▼▼▼
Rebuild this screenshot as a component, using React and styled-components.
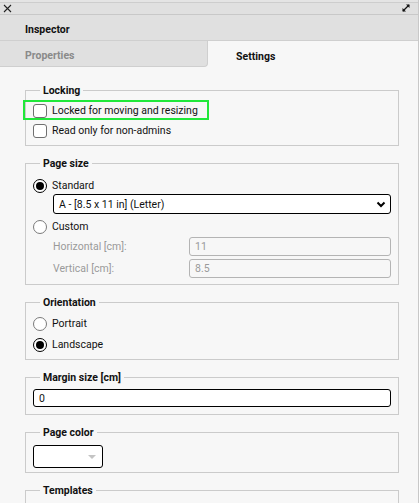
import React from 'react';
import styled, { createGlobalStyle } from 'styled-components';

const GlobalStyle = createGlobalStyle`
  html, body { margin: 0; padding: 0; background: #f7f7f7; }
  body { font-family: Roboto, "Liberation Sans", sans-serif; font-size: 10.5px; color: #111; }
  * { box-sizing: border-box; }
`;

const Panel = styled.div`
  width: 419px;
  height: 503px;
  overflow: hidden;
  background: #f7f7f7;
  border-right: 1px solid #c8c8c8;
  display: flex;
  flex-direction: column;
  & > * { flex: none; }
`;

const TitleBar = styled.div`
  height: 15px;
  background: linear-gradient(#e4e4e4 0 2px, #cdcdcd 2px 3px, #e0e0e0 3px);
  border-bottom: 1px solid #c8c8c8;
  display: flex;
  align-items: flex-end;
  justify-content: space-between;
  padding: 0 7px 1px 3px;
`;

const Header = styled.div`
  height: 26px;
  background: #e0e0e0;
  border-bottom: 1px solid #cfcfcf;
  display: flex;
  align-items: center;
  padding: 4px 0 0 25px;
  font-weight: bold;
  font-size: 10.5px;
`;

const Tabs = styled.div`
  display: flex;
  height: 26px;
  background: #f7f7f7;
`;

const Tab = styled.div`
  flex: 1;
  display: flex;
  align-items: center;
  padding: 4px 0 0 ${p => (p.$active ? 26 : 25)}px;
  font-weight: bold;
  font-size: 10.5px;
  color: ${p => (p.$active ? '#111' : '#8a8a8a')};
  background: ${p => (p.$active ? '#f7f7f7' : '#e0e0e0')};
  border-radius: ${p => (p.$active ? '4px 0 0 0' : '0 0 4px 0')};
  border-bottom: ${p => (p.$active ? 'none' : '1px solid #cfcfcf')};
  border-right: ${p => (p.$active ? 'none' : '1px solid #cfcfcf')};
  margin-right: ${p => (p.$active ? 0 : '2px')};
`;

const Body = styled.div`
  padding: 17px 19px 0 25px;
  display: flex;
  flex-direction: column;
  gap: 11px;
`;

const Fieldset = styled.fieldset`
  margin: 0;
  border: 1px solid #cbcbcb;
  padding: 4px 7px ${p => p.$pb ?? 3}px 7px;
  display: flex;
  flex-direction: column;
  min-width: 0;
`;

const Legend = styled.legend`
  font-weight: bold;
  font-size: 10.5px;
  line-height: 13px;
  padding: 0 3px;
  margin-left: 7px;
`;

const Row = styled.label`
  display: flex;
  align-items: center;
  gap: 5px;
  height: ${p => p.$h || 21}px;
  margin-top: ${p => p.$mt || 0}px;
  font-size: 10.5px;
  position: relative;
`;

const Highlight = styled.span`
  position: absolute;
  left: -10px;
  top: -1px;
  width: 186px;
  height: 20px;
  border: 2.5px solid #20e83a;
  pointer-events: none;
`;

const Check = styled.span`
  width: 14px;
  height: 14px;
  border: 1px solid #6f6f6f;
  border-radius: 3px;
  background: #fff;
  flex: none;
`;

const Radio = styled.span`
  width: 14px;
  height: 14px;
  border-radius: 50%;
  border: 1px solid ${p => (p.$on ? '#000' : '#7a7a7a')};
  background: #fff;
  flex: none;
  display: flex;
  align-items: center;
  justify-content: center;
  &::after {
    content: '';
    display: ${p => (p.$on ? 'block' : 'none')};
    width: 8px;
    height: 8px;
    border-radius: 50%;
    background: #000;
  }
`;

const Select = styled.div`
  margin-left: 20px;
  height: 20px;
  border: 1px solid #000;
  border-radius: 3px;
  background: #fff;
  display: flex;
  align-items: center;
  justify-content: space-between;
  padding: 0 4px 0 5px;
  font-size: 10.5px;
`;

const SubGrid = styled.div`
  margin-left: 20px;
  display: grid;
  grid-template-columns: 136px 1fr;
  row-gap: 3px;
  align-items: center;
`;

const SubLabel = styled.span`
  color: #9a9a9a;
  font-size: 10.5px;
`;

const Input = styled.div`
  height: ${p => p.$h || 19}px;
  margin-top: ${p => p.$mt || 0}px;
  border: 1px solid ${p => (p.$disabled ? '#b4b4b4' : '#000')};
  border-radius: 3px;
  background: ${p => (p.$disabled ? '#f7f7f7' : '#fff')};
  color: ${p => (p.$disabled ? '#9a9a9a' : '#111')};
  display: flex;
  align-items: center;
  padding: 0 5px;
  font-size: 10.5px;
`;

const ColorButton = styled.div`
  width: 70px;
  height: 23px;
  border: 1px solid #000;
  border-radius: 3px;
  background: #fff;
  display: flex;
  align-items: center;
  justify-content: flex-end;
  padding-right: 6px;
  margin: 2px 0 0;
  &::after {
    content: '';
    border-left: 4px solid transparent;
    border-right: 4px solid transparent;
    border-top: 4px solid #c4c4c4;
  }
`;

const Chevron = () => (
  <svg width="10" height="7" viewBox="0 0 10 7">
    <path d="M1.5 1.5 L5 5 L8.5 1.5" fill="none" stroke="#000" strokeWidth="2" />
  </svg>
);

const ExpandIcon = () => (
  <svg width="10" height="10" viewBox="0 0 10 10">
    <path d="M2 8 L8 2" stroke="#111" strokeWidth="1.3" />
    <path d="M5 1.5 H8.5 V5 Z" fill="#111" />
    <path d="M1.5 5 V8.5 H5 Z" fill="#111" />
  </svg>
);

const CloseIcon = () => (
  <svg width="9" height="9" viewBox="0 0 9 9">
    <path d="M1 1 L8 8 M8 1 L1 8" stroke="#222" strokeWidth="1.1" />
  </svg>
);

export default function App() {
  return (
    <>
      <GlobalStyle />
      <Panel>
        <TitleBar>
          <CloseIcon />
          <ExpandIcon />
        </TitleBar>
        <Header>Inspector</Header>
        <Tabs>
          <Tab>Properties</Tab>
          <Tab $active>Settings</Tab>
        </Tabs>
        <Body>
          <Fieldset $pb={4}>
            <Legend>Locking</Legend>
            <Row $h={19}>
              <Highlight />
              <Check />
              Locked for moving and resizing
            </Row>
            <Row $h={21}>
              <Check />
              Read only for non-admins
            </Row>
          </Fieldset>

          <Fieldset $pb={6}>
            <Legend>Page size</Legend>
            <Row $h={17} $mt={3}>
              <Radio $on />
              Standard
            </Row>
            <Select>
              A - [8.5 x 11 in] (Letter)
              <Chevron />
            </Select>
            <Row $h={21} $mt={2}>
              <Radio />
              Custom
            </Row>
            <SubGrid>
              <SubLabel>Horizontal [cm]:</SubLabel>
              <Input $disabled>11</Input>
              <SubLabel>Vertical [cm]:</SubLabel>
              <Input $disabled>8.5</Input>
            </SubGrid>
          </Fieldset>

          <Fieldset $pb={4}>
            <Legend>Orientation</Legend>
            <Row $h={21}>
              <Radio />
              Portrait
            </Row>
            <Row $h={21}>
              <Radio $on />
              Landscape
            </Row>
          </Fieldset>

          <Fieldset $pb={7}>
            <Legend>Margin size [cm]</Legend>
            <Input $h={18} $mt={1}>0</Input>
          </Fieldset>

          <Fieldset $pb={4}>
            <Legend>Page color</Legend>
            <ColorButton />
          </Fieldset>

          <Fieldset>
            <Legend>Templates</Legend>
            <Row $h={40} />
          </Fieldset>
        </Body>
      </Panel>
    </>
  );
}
▲▲▲
* [WHAT IS EXPECTED]: Transcribe the material as is, with images omitted.

* [SOLUTION TO THIS PROBLEM]:
Rebuild this screenshot as a component, using React and styled-components.
import React from 'react';
import styled, { createGlobalStyle } from 'styled-components';

const GlobalStyle = createGlobalStyle`
  html, body { margin: 0; padding: 0; background: #f7f7f7; }
  body { font-family: Roboto, "Liberation Sans", sans-serif; font-size: 10.5px; color: #111; }
  * { box-sizing: border-box; }
`;

const Panel = styled.div`
  width: 419px;
  height: 503px;
  overflow: hidden;
  background: #f7f7f7;
  border-right: 1px solid #c8c8c8;
  display: flex;
  flex-direction: column;
  & > * { flex: none; }
`;

const TitleBar = styled.div`
  height: 15px;
  background: linear-gradient(#e4e4e4 0 2px, #cdcdcd 2px 3px, #e0e0e0 3px);
  border-bottom: 1px solid #c8c8c8;
  display: flex;
  align-items: flex-end;
  justify-content: space-between;
  padding: 0 7px 1px 3px;
`;

const Header = styled.div`
  height: 26px;
  background: #e0e0e0;
  border-bottom: 1px solid #cfcfcf;
  display: flex;
  align-items: center;
  padding: 4px 0 0 25px;
  font-weight: bold;
  font-size: 10.5px;
`;

const Tabs = styled.div`
  display: flex;
  height: 26px;
  background: #f7f7f7;
`;

const Tab = styled.div`
  flex: 1;
  display: flex;
  align-items: center;
  padding: 4px 0 0 ${p => (p.$active ? 26 : 25)}px;
  font-weight: bold;
  font-size: 10.5px;
  color: ${p => (p.$active ? '#111' : '#8a8a8a')};
  background: ${p => (p.$active ? '#f7f7f7' : '#e0e0e0')};
  border-radius: ${p => (p.$active ? '4px 0 0 0' : '0 0 4px 0')};
  border-bottom: ${p => (p.$active ? 'none' : '1px solid #cfcfcf')};
  border-right: ${p => (p.$active ? 'none' : '1px solid #cfcfcf')};
  margin-right: ${p => (p.$active ? 0 : '2px')};
`;

const Body = styled.div`
  padding: 17px 19px 0 25px;
  display: flex;
  flex-direction: column;
  gap: 11px;
`;

const Fieldset = styled.fieldset`
  margin: 0;
  border: 1px solid #cbcbcb;
  padding: 4px 7px ${p => p.$pb ?? 3}px 7px;
  display: flex;
  flex-direction: column;
  min-width: 0;
`;

const Legend = styled.legend`
  font-weight: bold;
  font-size: 10.5px;
  line-height: 13px;
  padding: 0 3px;
  margin-left: 7px;
`;

const Row = styled.label`
  display: flex;
  align-items: center;
  gap: 5px;
  height: ${p => p.$h || 21}px;
  margin-top: ${p => p.$mt || 0}px;
  font-size: 10.5px;
  position: relative;
`;

const Highlight = styled.span`
  position: absolute;
  left: -10px;
  top: -1px;
  width: 186px;
  height: 20px;
  border: 2.5px solid #20e83a;
  pointer-events: none;
`;

const Check = styled.span`
  width: 14px;
  height: 14px;
  border: 1px solid #6f6f6f;
  border-radius: 3px;
  background: #fff;
  flex: none;
`;

const Radio = styled.span`
  width: 14px;
  height: 14px;
  border-radius: 50%;
  border: 1px solid ${p => (p.$on ? '#000' : '#7a7a7a')};
  background: #fff;
  flex: none;
  display: flex;
  align-items: center;
  justify-content: center;
  &::after {
    content: '';
    display: ${p => (p.$on ? 'block' : 'none')};
    width: 8px;
    height: 8px;
    border-radius: 50%;
    background: #000;
  }
`;

const Select = styled.div`
  margin-left: 20px;
  height: 20px;
  border: 1px solid #000;
  border-radius: 3px;
  background: #fff;
  display: flex;
  align-items: center;
  justify-content: space-between;
  padding: 0 4px 0 5px;
  font-size: 10.5px;
`;

const SubGrid = styled.div`
  margin-left: 20px;
  display: grid;
  grid-template-columns: 136px 1fr;
  row-gap: 3px;
  align-items: center;
`;

const SubLabel = styled.span`
  color: #9a9a9a;
  font-size: 10.5px;
`;

const Input = styled.div`
  height: ${p => p.$h || 19}px;
  margin-top: ${p => p.$mt || 0}px;
  border: 1px solid ${p => (p.$disabled ? '#b4b4b4' : '#000')};
  border-radius: 3px;
  background: ${p => (p.$disabled ? '#f7f7f7' : '#fff')};
  color: ${p => (p.$disabled ? '#9a9a9a' : '#111')};
  display: flex;
  align-items: center;
  padding: 0 5px;
  font-size: 10.5px;
`;

const ColorButton = styled.div`
  width: 70px;
  height: 23px;
  border: 1px solid #000;
  border-radius: 3px;
  background: #fff;
  display: flex;
  align-items: center;
  justify-content: flex-end;
  padding-right: 6px;
  margin: 2px 0 0;
  &::after {
    content: '';
    border-left: 4px solid transparent;
    border-right: 4px solid transparent;
    border-top: 4px solid #c4c4c4;
  }
`;

const Chevron = () => (
  <svg width="10" height="7" viewBox="0 0 10 7">
    <path d="M1.5 1.5 L5 5 L8.5 1.5" fill="none" stroke="#000" strokeWidth="2" />
  </svg>
);

const ExpandIcon = () => (
  <svg width="10" height="10" viewBox="0 0 10 10">
    <path d="M2 8 L8 2" stroke="#111" strokeWidth="1.3" />
    <path d="M5 1.5 H8.5 V5 Z" fill="#111" />
    <path d="M1.5 5 V8.5 H5 Z" fill="#111" />
  </svg>
);

const CloseIcon = () => (
  <svg width="9" height="9" viewBox="0 0 9 9">
    <path d="M1 1 L8 8 M8 1 L1 8" stroke="#222" strokeWidth="1.1" />
  </svg>
);

export default function App() {
  return (
    <>
      <GlobalStyle />
      <Panel>
        <TitleBar>
          <CloseIcon />
          <ExpandIcon />
        </TitleBar>
        <Header>Inspector</Header>
        <Tabs>
          <Tab>Properties</Tab>
          <Tab $active>Settings</Tab>
        </Tabs>
        <Body>
          <Fieldset $pb={4}>
            <Legend>Locking</Legend>
            <Row $h={19}>
              <Highlight />
              <Check />
              Locked for moving and resizing
            </Row>
            <Row $h={21}>
              <Check />
              Read only for non-admins
            </Row>
          </Fieldset>

          <Fieldset $pb={6}>
            <Legend>Page size</Legend>
            <Row $h={17} $mt={3}>
              <Radio $on />
              Standard
            </Row>
            <Select>
              A - [8.5 x 11 in] (Letter)
              <Chevron />
            </Select>
            <Row $h={21} $mt={2}>
              <Radio />
              Custom
            </Row>
            <SubGrid>
              <SubLabel>Horizontal [cm]:</SubLabel>
              <Input $disabled>11</Input>
              <SubLabel>Vertical [cm]:</SubLabel>
              <Input $disabled>8.5</Input>
            </SubGrid>
          </Fieldset>

          <Fieldset $pb={4}>
            <Legend>Orientation</Legend>
            <Row $h={21}>
              <Radio />
              Portrait
            </Row>
            <Row $h={21}>
              <Radio $on />
              Landscape
            </Row>
          </Fieldset>

          <Fieldset $pb={7}>
            <Legend>Margin size [cm]</Legend>
            <Input $h={18} $mt={1}>0</Input>
          </Fieldset>

          <Fieldset $pb={4}>
            <Legend>Page color</Legend>
            <ColorButton />
          </Fieldset>

          <Fieldset>
            <Legend>Templates</Legend>
            <Row $h={40} />
          </Fieldset>
        </Body>
      </Panel>
    </>
  );
}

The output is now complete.